> **Your task**: Pull every line containing "Tailwind" from the entries.

Pages as source code:
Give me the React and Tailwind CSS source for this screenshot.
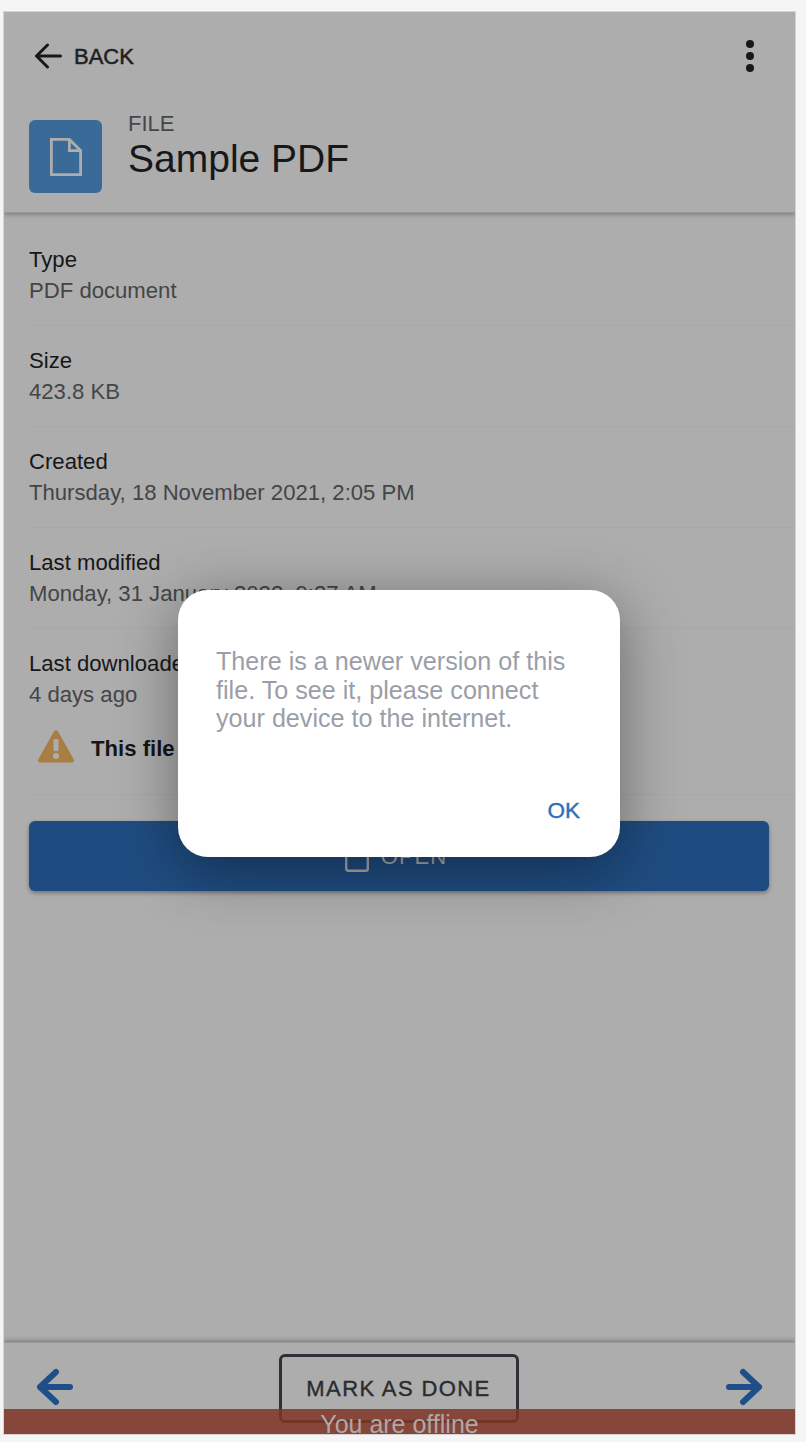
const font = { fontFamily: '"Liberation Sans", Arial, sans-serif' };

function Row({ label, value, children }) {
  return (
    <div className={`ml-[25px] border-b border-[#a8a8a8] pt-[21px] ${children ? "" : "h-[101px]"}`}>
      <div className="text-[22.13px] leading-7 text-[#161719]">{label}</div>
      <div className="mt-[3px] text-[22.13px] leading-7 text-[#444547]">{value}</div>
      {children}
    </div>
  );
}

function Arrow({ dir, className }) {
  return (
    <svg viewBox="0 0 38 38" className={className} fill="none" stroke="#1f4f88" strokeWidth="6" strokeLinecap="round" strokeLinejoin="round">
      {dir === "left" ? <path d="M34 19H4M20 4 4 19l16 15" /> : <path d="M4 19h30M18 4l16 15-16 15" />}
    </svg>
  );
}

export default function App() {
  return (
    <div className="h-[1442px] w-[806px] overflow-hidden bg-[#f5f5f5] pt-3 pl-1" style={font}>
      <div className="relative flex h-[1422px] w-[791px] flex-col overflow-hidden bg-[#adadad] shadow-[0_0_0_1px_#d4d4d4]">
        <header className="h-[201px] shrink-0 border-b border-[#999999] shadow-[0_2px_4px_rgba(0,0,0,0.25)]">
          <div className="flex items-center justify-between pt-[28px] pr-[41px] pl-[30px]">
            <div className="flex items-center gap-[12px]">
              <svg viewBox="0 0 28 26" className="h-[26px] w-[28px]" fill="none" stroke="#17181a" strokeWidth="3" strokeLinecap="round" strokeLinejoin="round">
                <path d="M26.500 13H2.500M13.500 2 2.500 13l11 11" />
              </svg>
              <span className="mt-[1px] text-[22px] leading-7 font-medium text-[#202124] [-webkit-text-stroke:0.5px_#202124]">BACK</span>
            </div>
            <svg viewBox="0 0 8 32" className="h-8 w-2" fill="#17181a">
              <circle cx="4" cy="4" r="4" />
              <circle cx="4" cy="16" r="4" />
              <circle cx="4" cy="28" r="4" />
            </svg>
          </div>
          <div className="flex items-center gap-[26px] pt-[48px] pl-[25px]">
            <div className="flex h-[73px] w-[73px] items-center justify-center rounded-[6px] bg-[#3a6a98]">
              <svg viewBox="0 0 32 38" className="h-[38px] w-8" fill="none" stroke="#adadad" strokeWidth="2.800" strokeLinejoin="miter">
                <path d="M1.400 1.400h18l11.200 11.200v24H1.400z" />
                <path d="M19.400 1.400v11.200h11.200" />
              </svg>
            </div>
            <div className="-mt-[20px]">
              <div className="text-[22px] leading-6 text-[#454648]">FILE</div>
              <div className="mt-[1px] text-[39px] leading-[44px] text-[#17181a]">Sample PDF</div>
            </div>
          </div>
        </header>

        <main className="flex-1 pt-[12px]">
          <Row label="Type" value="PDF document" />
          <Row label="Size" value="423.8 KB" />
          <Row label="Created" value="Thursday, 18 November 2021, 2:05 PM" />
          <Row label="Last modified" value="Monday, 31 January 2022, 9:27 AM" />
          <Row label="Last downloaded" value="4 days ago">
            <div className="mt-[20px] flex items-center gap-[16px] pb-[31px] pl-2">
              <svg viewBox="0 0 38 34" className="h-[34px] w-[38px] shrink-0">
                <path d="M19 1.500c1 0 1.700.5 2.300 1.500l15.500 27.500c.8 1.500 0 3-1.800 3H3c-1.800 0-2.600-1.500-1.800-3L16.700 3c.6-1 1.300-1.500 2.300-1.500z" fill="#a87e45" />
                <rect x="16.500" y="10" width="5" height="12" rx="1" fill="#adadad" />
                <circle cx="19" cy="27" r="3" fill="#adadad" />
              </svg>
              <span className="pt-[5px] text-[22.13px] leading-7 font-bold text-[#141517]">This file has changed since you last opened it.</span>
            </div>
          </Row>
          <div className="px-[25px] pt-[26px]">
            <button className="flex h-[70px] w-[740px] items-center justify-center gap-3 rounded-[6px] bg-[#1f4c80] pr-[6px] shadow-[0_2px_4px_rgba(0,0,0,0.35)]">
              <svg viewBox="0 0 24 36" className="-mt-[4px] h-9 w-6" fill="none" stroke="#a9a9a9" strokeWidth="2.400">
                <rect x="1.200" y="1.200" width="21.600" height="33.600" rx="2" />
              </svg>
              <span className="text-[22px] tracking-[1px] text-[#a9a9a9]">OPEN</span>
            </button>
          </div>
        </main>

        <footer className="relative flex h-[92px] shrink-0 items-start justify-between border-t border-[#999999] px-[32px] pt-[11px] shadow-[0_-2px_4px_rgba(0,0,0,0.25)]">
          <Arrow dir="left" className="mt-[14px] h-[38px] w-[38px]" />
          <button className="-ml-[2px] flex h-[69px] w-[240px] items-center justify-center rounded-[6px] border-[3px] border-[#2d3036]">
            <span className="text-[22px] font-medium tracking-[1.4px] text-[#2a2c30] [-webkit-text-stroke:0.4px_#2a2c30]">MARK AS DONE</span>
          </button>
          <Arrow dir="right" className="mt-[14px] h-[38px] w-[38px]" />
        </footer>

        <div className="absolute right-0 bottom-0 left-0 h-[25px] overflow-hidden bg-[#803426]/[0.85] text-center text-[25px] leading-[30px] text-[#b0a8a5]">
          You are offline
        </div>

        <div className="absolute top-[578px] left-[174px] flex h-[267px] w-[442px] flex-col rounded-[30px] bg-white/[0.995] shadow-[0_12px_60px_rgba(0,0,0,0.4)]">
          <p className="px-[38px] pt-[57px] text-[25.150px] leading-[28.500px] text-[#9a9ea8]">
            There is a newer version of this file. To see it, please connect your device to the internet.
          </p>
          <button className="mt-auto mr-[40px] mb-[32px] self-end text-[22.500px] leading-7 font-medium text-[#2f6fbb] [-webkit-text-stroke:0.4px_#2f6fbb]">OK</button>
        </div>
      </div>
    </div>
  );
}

...

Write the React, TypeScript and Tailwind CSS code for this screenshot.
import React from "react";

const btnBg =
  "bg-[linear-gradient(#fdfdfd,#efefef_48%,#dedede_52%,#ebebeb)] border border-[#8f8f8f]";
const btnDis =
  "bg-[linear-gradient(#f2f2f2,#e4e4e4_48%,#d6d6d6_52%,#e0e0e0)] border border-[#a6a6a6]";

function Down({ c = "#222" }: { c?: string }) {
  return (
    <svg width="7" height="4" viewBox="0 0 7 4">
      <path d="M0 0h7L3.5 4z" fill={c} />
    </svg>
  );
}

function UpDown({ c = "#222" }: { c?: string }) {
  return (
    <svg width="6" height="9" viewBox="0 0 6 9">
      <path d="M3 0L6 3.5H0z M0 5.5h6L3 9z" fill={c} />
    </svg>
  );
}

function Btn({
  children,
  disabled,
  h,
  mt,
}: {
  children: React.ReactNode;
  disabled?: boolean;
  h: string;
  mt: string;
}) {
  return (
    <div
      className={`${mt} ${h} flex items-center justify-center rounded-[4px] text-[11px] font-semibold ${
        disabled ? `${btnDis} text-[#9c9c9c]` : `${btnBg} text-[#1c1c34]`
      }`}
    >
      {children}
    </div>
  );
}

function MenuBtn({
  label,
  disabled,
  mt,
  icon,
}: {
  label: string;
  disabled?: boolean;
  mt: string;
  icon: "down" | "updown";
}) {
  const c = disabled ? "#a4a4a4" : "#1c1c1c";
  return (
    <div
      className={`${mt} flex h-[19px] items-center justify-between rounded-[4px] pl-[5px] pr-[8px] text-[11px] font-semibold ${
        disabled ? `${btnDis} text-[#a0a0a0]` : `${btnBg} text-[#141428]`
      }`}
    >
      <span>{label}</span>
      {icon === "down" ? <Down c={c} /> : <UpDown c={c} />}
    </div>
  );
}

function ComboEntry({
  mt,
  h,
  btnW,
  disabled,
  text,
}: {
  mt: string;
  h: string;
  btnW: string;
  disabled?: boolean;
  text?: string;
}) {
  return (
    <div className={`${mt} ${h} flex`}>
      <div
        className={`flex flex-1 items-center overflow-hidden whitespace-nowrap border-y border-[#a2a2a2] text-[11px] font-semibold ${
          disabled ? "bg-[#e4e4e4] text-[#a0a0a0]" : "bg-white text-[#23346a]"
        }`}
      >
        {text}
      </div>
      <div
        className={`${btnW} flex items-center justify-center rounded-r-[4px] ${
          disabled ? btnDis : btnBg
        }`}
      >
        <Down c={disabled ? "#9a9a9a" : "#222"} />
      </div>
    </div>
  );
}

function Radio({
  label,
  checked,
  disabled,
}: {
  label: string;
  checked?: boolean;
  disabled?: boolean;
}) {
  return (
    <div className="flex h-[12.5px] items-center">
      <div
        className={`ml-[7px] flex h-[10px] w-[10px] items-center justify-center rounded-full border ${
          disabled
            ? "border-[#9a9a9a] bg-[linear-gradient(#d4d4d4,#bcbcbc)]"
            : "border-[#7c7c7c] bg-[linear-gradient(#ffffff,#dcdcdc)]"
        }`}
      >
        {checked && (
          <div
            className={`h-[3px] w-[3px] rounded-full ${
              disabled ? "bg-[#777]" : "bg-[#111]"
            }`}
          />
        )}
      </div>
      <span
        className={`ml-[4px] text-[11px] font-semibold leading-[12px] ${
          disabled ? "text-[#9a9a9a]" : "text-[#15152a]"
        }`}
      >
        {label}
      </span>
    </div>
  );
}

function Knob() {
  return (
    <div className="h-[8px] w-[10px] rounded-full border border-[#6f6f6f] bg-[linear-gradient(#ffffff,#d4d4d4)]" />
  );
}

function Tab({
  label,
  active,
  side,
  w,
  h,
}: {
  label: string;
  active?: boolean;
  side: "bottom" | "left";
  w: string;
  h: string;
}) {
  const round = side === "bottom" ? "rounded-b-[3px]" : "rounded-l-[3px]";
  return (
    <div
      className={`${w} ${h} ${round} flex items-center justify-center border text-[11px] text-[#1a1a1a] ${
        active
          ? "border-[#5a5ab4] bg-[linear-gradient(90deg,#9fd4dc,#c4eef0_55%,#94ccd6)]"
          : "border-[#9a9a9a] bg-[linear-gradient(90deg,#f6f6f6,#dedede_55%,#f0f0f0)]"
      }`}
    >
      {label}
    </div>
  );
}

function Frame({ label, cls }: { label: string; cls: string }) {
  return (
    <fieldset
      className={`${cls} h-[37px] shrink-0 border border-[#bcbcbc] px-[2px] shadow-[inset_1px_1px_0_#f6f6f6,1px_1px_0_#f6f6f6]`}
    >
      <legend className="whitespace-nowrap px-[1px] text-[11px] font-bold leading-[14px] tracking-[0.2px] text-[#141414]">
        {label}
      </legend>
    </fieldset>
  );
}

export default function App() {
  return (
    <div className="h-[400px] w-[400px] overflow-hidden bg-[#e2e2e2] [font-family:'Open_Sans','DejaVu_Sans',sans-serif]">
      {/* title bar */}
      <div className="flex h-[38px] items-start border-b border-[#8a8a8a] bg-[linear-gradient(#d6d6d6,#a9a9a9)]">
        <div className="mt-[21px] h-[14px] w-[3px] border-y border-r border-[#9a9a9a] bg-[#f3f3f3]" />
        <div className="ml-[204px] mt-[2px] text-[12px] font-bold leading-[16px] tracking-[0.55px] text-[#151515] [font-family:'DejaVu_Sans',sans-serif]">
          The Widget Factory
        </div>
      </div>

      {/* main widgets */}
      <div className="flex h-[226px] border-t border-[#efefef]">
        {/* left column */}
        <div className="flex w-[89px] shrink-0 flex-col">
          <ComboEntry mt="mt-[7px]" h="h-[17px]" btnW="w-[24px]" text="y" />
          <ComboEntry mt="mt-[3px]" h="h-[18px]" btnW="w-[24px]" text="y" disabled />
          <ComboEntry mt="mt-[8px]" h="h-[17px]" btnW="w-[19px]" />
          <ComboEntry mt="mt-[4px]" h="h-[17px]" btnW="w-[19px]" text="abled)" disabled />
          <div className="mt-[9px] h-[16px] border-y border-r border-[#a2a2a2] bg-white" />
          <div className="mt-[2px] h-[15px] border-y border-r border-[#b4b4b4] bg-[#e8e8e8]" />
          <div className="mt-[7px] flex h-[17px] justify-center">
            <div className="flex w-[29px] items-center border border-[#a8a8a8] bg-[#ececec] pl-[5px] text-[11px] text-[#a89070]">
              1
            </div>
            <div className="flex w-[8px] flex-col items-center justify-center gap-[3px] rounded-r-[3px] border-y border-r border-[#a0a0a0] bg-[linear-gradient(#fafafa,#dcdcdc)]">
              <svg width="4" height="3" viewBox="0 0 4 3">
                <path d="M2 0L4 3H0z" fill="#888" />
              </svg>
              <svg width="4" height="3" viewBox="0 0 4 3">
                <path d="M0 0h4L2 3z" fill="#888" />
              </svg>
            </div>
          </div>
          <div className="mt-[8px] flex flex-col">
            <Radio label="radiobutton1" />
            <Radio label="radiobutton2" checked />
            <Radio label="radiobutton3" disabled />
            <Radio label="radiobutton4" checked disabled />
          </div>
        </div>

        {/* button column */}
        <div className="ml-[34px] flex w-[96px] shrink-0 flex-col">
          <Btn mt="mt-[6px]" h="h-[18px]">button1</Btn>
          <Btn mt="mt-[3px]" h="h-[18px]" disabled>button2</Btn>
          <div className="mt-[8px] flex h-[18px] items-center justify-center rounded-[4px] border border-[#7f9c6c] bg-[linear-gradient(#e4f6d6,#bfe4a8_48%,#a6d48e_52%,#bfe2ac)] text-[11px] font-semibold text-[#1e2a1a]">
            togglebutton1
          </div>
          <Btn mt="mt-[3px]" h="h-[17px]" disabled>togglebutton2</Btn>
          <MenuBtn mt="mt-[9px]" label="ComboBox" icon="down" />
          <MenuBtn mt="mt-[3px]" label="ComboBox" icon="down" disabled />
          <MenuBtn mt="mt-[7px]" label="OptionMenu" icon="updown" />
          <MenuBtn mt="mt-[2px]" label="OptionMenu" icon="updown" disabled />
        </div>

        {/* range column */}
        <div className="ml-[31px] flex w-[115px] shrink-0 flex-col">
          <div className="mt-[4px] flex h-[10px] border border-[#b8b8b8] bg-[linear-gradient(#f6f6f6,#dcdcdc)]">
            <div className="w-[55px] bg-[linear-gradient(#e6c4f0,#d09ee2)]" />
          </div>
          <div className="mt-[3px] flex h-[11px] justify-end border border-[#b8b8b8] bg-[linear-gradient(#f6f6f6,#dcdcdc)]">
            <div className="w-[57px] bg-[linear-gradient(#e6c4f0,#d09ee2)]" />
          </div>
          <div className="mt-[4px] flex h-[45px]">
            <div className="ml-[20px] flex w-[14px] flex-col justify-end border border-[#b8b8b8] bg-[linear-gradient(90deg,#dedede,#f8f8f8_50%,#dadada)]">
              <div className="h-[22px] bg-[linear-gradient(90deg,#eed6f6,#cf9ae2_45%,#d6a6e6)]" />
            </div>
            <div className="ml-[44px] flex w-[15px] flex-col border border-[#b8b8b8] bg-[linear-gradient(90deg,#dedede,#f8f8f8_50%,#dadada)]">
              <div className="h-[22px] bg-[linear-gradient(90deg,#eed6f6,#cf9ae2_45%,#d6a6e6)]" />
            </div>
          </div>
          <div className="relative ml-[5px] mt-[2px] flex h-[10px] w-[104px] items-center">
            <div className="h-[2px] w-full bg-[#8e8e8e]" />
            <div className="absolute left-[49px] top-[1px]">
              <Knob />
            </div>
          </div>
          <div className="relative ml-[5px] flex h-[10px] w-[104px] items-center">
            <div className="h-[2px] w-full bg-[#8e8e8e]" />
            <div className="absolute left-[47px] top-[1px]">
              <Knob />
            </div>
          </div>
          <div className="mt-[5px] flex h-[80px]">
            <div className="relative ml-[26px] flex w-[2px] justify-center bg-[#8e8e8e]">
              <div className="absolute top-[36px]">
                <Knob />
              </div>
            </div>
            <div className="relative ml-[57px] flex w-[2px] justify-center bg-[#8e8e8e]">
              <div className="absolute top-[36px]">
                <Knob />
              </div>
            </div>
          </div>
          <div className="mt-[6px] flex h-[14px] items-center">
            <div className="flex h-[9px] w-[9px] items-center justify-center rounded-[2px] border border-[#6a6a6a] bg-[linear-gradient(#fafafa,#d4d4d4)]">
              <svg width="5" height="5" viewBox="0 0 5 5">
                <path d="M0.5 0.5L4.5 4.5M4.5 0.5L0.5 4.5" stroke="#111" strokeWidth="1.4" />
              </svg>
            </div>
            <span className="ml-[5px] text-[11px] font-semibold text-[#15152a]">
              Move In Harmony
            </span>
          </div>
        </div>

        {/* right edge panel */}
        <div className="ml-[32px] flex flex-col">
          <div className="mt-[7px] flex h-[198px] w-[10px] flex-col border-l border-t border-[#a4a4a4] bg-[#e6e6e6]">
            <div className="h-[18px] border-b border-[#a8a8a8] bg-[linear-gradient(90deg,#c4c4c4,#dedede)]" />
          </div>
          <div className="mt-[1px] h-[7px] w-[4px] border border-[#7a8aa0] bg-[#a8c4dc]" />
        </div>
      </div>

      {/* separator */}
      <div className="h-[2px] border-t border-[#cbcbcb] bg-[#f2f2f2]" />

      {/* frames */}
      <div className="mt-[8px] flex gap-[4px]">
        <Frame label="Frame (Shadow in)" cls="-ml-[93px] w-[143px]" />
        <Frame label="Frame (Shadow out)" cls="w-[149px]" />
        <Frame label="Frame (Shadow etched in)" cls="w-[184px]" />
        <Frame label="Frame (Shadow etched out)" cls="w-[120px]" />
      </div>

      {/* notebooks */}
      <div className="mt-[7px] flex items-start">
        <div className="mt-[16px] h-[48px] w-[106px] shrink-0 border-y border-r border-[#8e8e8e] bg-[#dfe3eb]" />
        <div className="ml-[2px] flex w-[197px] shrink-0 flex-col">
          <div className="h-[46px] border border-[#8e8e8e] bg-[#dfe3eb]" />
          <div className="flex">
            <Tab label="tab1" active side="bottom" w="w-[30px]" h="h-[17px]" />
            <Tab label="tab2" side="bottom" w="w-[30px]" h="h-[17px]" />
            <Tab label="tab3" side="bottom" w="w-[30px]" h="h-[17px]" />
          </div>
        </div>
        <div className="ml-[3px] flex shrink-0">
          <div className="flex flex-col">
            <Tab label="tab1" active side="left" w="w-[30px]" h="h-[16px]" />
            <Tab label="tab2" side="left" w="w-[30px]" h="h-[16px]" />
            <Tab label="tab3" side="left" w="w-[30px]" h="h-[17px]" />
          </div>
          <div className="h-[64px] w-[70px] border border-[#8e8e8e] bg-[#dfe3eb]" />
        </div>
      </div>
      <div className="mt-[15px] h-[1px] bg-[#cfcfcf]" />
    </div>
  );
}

> **Solution to the exercise**:
Give me the React and Tailwind CSS source for this screenshot.
Write the React, TypeScript and Tailwind CSS code for this screenshot.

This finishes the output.